[Source data]:

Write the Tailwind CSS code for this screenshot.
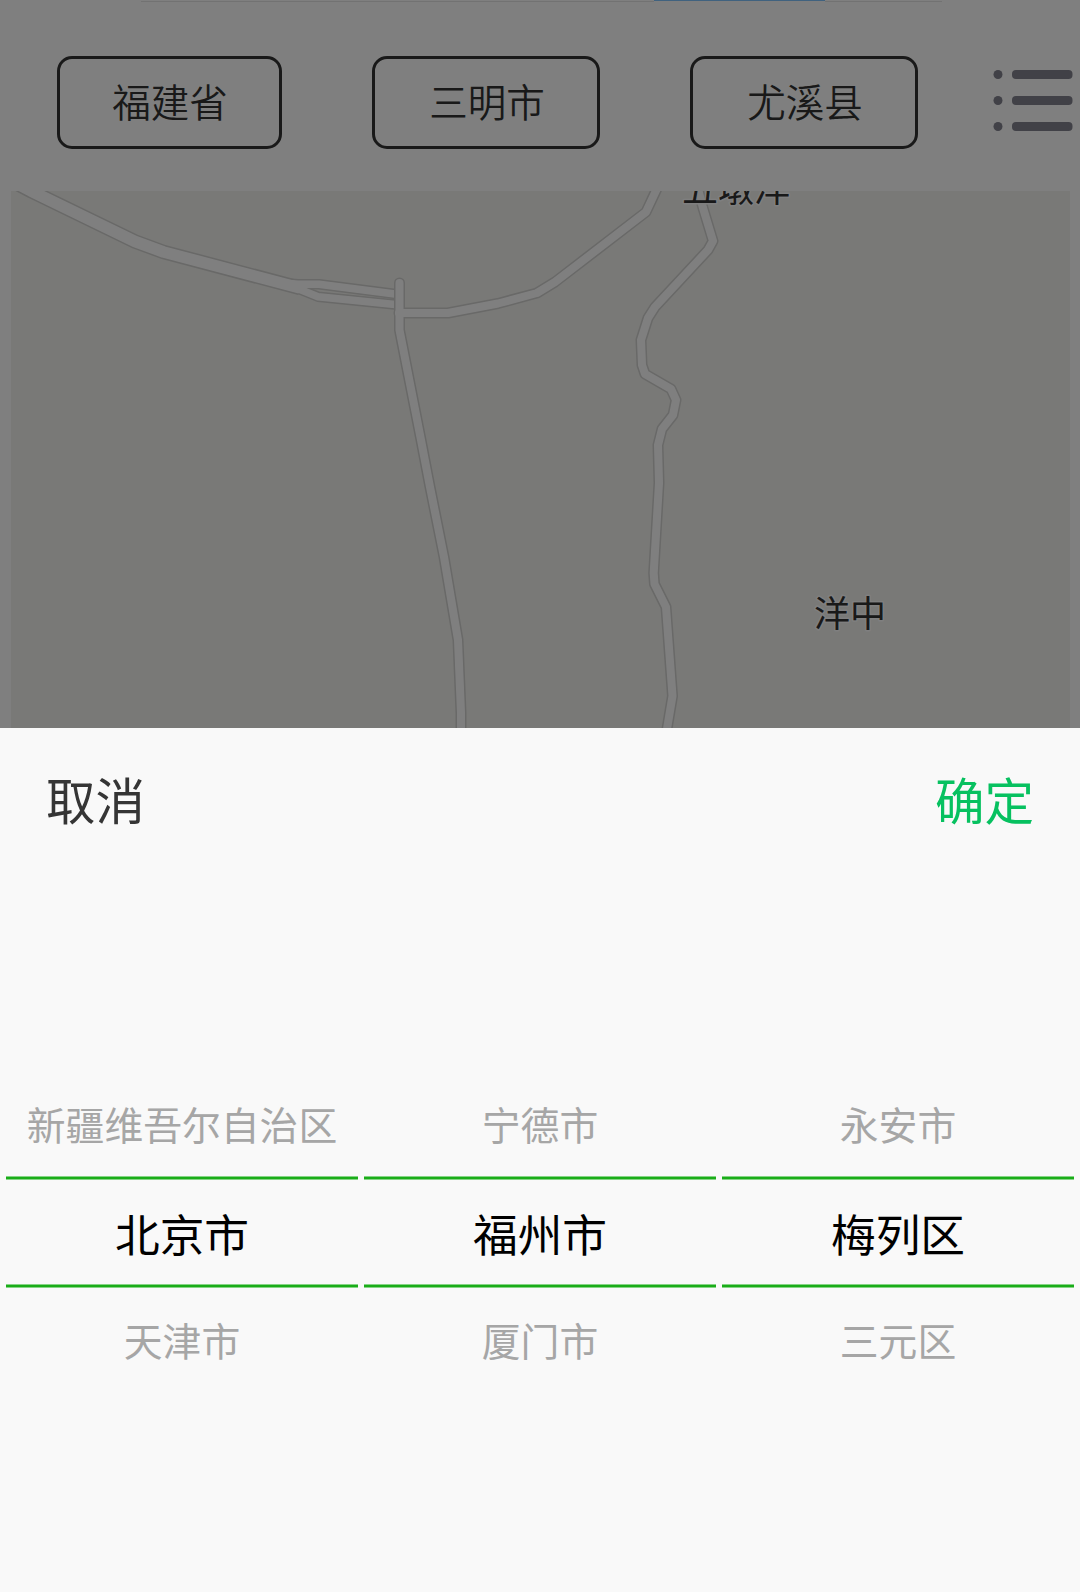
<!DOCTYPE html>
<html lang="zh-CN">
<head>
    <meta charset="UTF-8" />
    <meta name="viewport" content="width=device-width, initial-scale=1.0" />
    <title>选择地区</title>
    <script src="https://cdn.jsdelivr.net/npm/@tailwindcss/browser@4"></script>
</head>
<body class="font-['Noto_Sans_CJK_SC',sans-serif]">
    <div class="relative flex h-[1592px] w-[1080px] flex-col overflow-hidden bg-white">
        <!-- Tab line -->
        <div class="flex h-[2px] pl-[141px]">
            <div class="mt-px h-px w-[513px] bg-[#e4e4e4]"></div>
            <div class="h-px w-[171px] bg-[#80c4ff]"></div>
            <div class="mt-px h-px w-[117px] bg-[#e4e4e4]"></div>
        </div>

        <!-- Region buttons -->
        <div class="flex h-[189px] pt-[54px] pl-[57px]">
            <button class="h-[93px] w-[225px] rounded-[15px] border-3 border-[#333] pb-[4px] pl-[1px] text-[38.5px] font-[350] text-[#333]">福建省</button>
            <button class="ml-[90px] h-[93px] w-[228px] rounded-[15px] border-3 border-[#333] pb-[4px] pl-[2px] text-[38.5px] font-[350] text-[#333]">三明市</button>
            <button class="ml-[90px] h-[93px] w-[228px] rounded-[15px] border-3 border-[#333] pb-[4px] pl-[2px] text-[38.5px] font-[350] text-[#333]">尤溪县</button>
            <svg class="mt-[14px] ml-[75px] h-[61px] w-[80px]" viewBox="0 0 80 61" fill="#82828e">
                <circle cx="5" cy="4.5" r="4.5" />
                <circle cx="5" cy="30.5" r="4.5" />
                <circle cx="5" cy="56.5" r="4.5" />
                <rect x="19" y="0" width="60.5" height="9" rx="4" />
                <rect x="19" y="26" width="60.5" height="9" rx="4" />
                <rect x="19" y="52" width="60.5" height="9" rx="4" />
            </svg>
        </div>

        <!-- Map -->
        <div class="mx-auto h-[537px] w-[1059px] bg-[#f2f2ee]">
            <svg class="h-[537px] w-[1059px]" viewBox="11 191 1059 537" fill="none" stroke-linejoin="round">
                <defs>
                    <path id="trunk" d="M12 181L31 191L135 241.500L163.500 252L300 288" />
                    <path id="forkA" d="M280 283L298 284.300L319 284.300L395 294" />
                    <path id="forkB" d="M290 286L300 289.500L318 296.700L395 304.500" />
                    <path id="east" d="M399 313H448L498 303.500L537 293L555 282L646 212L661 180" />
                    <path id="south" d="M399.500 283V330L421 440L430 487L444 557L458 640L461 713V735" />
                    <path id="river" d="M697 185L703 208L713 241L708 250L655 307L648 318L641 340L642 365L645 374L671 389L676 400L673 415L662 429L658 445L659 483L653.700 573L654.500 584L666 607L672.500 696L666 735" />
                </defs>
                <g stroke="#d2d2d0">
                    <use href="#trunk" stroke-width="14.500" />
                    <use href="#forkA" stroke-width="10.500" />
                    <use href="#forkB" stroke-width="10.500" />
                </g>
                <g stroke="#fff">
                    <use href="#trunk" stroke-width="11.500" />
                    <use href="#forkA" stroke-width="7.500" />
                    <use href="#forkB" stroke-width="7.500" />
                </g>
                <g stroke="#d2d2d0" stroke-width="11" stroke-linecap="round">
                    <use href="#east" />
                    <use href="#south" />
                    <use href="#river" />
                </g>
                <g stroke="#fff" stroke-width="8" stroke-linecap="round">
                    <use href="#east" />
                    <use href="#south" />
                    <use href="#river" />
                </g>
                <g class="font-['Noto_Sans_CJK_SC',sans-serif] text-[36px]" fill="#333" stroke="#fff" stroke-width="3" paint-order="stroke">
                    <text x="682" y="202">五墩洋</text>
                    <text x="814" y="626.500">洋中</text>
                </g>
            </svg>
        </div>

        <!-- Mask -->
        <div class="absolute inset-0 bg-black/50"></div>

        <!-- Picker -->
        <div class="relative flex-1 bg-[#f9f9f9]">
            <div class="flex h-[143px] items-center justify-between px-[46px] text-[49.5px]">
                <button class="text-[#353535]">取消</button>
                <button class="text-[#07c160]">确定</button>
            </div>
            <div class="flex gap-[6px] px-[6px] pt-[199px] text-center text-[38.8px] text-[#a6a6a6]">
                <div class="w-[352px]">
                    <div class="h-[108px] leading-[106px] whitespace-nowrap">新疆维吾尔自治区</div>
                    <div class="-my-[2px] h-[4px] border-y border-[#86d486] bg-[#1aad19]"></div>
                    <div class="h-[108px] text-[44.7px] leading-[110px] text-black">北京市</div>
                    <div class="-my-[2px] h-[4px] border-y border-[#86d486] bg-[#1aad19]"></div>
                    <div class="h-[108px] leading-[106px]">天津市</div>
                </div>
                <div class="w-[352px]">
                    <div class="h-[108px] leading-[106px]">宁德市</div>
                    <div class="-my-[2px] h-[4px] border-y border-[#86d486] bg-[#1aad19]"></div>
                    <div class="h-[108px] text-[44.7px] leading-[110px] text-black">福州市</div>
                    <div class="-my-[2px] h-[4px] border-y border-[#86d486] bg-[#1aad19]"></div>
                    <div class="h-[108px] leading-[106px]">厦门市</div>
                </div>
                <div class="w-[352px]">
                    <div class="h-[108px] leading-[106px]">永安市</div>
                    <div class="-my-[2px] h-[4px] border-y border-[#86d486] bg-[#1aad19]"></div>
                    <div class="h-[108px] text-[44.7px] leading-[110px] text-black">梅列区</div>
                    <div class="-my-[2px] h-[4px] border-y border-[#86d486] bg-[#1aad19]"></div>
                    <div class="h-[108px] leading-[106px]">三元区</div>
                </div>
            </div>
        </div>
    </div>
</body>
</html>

[Exercise prompt]: Leaving out the pictures, repeat the data above exactly.

[Exercise output]:
Write the Tailwind CSS code for this screenshot.
<!DOCTYPE html>
<html lang="zh-CN">
<head>
    <meta charset="UTF-8" />
    <meta name="viewport" content="width=device-width, initial-scale=1.0" />
    <title>选择地区</title>
    <script src="https://cdn.jsdelivr.net/npm/@tailwindcss/browser@4"></script>
</head>
<body class="font-['Noto_Sans_CJK_SC',sans-serif]">
    <div class="relative flex h-[1592px] w-[1080px] flex-col overflow-hidden bg-white">
        <!-- Tab line -->
        <div class="flex h-[2px] pl-[141px]">
            <div class="mt-px h-px w-[513px] bg-[#e4e4e4]"></div>
            <div class="h-px w-[171px] bg-[#80c4ff]"></div>
            <div class="mt-px h-px w-[117px] bg-[#e4e4e4]"></div>
        </div>

        <!-- Region buttons -->
        <div class="flex h-[189px] pt-[54px] pl-[57px]">
            <button class="h-[93px] w-[225px] rounded-[15px] border-3 border-[#333] pb-[4px] pl-[1px] text-[38.5px] font-[350] text-[#333]">福建省</button>
            <button class="ml-[90px] h-[93px] w-[228px] rounded-[15px] border-3 border-[#333] pb-[4px] pl-[2px] text-[38.5px] font-[350] text-[#333]">三明市</button>
            <button class="ml-[90px] h-[93px] w-[228px] rounded-[15px] border-3 border-[#333] pb-[4px] pl-[2px] text-[38.5px] font-[350] text-[#333]">尤溪县</button>
            <svg class="mt-[14px] ml-[75px] h-[61px] w-[80px]" viewBox="0 0 80 61" fill="#82828e">
                <circle cx="5" cy="4.5" r="4.5" />
                <circle cx="5" cy="30.5" r="4.5" />
                <circle cx="5" cy="56.5" r="4.5" />
                <rect x="19" y="0" width="60.5" height="9" rx="4" />
                <rect x="19" y="26" width="60.5" height="9" rx="4" />
                <rect x="19" y="52" width="60.5" height="9" rx="4" />
            </svg>
        </div>

        <!-- Map -->
        <div class="mx-auto h-[537px] w-[1059px] bg-[#f2f2ee]">
            <svg class="h-[537px] w-[1059px]" viewBox="11 191 1059 537" fill="none" stroke-linejoin="round">
                <defs>
                    <path id="trunk" d="M12 181L31 191L135 241.500L163.500 252L300 288" />
                    <path id="forkA" d="M280 283L298 284.300L319 284.300L395 294" />
                    <path id="forkB" d="M290 286L300 289.500L318 296.700L395 304.500" />
                    <path id="east" d="M399 313H448L498 303.500L537 293L555 282L646 212L661 180" />
                    <path id="south" d="M399.500 283V330L421 440L430 487L444 557L458 640L461 713V735" />
                    <path id="river" d="M697 185L703 208L713 241L708 250L655 307L648 318L641 340L642 365L645 374L671 389L676 400L673 415L662 429L658 445L659 483L653.700 573L654.500 584L666 607L672.500 696L666 735" />
                </defs>
                <g stroke="#d2d2d0">
                    <use href="#trunk" stroke-width="14.500" />
                    <use href="#forkA" stroke-width="10.500" />
                    <use href="#forkB" stroke-width="10.500" />
                </g>
                <g stroke="#fff">
                    <use href="#trunk" stroke-width="11.500" />
                    <use href="#forkA" stroke-width="7.500" />
                    <use href="#forkB" stroke-width="7.500" />
                </g>
                <g stroke="#d2d2d0" stroke-width="11" stroke-linecap="round">
                    <use href="#east" />
                    <use href="#south" />
                    <use href="#river" />
                </g>
                <g stroke="#fff" stroke-width="8" stroke-linecap="round">
                    <use href="#east" />
                    <use href="#south" />
                    <use href="#river" />
                </g>
                <g class="font-['Noto_Sans_CJK_SC',sans-serif] text-[36px]" fill="#333" stroke="#fff" stroke-width="3" paint-order="stroke">
                    <text x="682" y="202">五墩洋</text>
                    <text x="814" y="626.500">洋中</text>
                </g>
            </svg>
        </div>

        <!-- Mask -->
        <div class="absolute inset-0 bg-black/50"></div>

        <!-- Picker -->
        <div class="relative flex-1 bg-[#f9f9f9]">
            <div class="flex h-[143px] items-center justify-between px-[46px] text-[49.5px]">
                <button class="text-[#353535]">取消</button>
                <button class="text-[#07c160]">确定</button>
            </div>
            <div class="flex gap-[6px] px-[6px] pt-[199px] text-center text-[38.8px] text-[#a6a6a6]">
                <div class="w-[352px]">
                    <div class="h-[108px] leading-[106px] whitespace-nowrap">新疆维吾尔自治区</div>
                    <div class="-my-[2px] h-[4px] border-y border-[#86d486] bg-[#1aad19]"></div>
                    <div class="h-[108px] text-[44.7px] leading-[110px] text-black">北京市</div>
                    <div class="-my-[2px] h-[4px] border-y border-[#86d486] bg-[#1aad19]"></div>
                    <div class="h-[108px] leading-[106px]">天津市</div>
                </div>
                <div class="w-[352px]">
                    <div class="h-[108px] leading-[106px]">宁德市</div>
                    <div class="-my-[2px] h-[4px] border-y border-[#86d486] bg-[#1aad19]"></div>
                    <div class="h-[108px] text-[44.7px] leading-[110px] text-black">福州市</div>
                    <div class="-my-[2px] h-[4px] border-y border-[#86d486] bg-[#1aad19]"></div>
                    <div class="h-[108px] leading-[106px]">厦门市</div>
                </div>
                <div class="w-[352px]">
                    <div class="h-[108px] leading-[106px]">永安市</div>
                    <div class="-my-[2px] h-[4px] border-y border-[#86d486] bg-[#1aad19]"></div>
                    <div class="h-[108px] text-[44.7px] leading-[110px] text-black">梅列区</div>
                    <div class="-my-[2px] h-[4px] border-y border-[#86d486] bg-[#1aad19]"></div>
                    <div class="h-[108px] leading-[106px]">三元区</div>
                </div>
            </div>
        </div>
    </div>
</body>
</html>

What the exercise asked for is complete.